--- What you need to do ---
Write out the full listing exactly as given, minus the images.

--- Data provided ---
+--

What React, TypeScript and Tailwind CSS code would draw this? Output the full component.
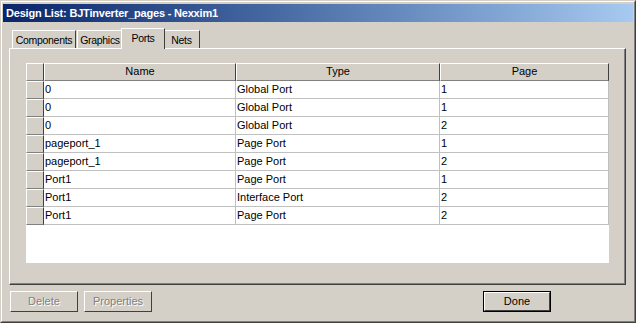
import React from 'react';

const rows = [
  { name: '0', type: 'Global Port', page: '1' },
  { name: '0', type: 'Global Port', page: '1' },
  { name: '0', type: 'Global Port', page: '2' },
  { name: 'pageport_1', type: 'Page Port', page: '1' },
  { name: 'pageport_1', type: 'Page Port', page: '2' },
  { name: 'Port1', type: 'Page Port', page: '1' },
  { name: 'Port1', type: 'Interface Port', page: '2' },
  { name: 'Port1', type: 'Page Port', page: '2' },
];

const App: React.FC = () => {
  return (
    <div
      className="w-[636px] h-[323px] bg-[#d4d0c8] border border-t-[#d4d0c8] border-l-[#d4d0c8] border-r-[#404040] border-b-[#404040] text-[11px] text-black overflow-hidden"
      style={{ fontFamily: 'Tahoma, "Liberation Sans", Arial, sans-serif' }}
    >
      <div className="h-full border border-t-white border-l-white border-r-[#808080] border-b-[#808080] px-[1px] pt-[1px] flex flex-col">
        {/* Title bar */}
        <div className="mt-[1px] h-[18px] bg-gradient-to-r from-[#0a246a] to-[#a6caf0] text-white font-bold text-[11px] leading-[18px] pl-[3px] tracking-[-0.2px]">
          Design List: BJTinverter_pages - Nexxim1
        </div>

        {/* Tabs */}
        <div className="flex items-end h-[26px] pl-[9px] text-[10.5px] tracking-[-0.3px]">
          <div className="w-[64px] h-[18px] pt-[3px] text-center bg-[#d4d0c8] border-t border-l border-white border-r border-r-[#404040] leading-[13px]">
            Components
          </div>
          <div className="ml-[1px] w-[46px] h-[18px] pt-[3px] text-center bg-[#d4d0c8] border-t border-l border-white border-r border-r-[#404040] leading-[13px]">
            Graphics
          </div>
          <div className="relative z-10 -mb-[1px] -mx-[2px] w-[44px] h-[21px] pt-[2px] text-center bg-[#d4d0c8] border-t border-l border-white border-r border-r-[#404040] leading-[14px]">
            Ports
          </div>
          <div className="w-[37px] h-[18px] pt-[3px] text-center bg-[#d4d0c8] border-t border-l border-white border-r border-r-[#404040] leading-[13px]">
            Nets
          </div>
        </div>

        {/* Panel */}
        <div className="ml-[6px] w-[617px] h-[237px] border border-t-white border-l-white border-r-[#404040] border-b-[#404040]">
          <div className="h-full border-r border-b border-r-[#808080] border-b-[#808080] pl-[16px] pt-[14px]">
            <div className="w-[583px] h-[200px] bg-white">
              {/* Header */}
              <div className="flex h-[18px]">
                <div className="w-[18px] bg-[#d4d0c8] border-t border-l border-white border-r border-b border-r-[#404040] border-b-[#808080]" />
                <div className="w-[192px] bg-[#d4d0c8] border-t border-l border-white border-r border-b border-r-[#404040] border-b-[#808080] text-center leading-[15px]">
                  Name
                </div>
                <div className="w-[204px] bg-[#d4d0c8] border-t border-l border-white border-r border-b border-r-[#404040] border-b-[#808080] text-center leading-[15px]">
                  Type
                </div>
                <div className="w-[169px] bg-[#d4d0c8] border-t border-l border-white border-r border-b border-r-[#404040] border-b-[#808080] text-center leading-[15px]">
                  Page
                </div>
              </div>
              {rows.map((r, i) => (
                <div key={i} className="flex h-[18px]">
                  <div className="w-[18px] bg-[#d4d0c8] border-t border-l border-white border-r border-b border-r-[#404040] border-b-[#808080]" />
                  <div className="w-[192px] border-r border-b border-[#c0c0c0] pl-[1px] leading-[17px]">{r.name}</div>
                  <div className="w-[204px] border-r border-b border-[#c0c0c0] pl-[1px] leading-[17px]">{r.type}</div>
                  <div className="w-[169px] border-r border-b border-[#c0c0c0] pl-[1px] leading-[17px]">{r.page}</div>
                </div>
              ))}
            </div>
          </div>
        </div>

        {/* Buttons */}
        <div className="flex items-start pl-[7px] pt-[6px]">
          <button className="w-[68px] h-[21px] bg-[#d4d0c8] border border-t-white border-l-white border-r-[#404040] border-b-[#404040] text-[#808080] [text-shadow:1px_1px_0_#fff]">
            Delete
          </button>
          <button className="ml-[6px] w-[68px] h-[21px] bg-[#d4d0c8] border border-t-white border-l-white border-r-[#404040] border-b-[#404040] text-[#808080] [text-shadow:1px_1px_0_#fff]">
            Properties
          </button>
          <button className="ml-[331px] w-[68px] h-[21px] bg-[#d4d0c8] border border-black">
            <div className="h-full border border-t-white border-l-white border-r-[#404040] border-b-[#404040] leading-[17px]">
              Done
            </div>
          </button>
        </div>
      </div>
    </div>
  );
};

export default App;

+--

--- Result for this exercise ---
What React, TypeScript and Tailwind CSS code would draw this? Output the full component.
import React from 'react';

const rows = [
  { name: '0', type: 'Global Port', page: '1' },
  { name: '0', type: 'Global Port', page: '1' },
  { name: '0', type: 'Global Port', page: '2' },
  { name: 'pageport_1', type: 'Page Port', page: '1' },
  { name: 'pageport_1', type: 'Page Port', page: '2' },
  { name: 'Port1', type: 'Page Port', page: '1' },
  { name: 'Port1', type: 'Interface Port', page: '2' },
  { name: 'Port1', type: 'Page Port', page: '2' },
];

const App: React.FC = () => {
  return (
    <div
      className="w-[636px] h-[323px] bg-[#d4d0c8] border border-t-[#d4d0c8] border-l-[#d4d0c8] border-r-[#404040] border-b-[#404040] text-[11px] text-black overflow-hidden"
      style={{ fontFamily: 'Tahoma, "Liberation Sans", Arial, sans-serif' }}
    >
      <div className="h-full border border-t-white border-l-white border-r-[#808080] border-b-[#808080] px-[1px] pt-[1px] flex flex-col">
        {/* Title bar */}
        <div className="mt-[1px] h-[18px] bg-gradient-to-r from-[#0a246a] to-[#a6caf0] text-white font-bold text-[11px] leading-[18px] pl-[3px] tracking-[-0.2px]">
          Design List: BJTinverter_pages - Nexxim1
        </div>

        {/* Tabs */}
        <div className="flex items-end h-[26px] pl-[9px] text-[10.5px] tracking-[-0.3px]">
          <div className="w-[64px] h-[18px] pt-[3px] text-center bg-[#d4d0c8] border-t border-l border-white border-r border-r-[#404040] leading-[13px]">
            Components
          </div>
          <div className="ml-[1px] w-[46px] h-[18px] pt-[3px] text-center bg-[#d4d0c8] border-t border-l border-white border-r border-r-[#404040] leading-[13px]">
            Graphics
          </div>
          <div className="relative z-10 -mb-[1px] -mx-[2px] w-[44px] h-[21px] pt-[2px] text-center bg-[#d4d0c8] border-t border-l border-white border-r border-r-[#404040] leading-[14px]">
            Ports
          </div>
          <div className="w-[37px] h-[18px] pt-[3px] text-center bg-[#d4d0c8] border-t border-l border-white border-r border-r-[#404040] leading-[13px]">
            Nets
          </div>
        </div>

        {/* Panel */}
        <div className="ml-[6px] w-[617px] h-[237px] border border-t-white border-l-white border-r-[#404040] border-b-[#404040]">
          <div className="h-full border-r border-b border-r-[#808080] border-b-[#808080] pl-[16px] pt-[14px]">
            <div className="w-[583px] h-[200px] bg-white">
              {/* Header */}
              <div className="flex h-[18px]">
                <div className="w-[18px] bg-[#d4d0c8] border-t border-l border-white border-r border-b border-r-[#404040] border-b-[#808080]" />
                <div className="w-[192px] bg-[#d4d0c8] border-t border-l border-white border-r border-b border-r-[#404040] border-b-[#808080] text-center leading-[15px]">
                  Name
                </div>
                <div className="w-[204px] bg-[#d4d0c8] border-t border-l border-white border-r border-b border-r-[#404040] border-b-[#808080] text-center leading-[15px]">
                  Type
                </div>
                <div className="w-[169px] bg-[#d4d0c8] border-t border-l border-white border-r border-b border-r-[#404040] border-b-[#808080] text-center leading-[15px]">
                  Page
                </div>
              </div>
              {rows.map((r, i) => (
                <div key={i} className="flex h-[18px]">
                  <div className="w-[18px] bg-[#d4d0c8] border-t border-l border-white border-r border-b border-r-[#404040] border-b-[#808080]" />
                  <div className="w-[192px] border-r border-b border-[#c0c0c0] pl-[1px] leading-[17px]">{r.name}</div>
                  <div className="w-[204px] border-r border-b border-[#c0c0c0] pl-[1px] leading-[17px]">{r.type}</div>
                  <div className="w-[169px] border-r border-b border-[#c0c0c0] pl-[1px] leading-[17px]">{r.page}</div>
                </div>
              ))}
            </div>
          </div>
        </div>

        {/* Buttons */}
        <div className="flex items-start pl-[7px] pt-[6px]">
          <button className="w-[68px] h-[21px] bg-[#d4d0c8] border border-t-white border-l-white border-r-[#404040] border-b-[#404040] text-[#808080] [text-shadow:1px_1px_0_#fff]">
            Delete
          </button>
          <button className="ml-[6px] w-[68px] h-[21px] bg-[#d4d0c8] border border-t-white border-l-white border-r-[#404040] border-b-[#404040] text-[#808080] [text-shadow:1px_1px_0_#fff]">
            Properties
          </button>
          <button className="ml-[331px] w-[68px] h-[21px] bg-[#d4d0c8] border border-black">
            <div className="h-full border border-t-white border-l-white border-r-[#404040] border-b-[#404040] leading-[17px]">
              Done
            </div>
          </button>
        </div>
      </div>
    </div>
  );
};

export default App;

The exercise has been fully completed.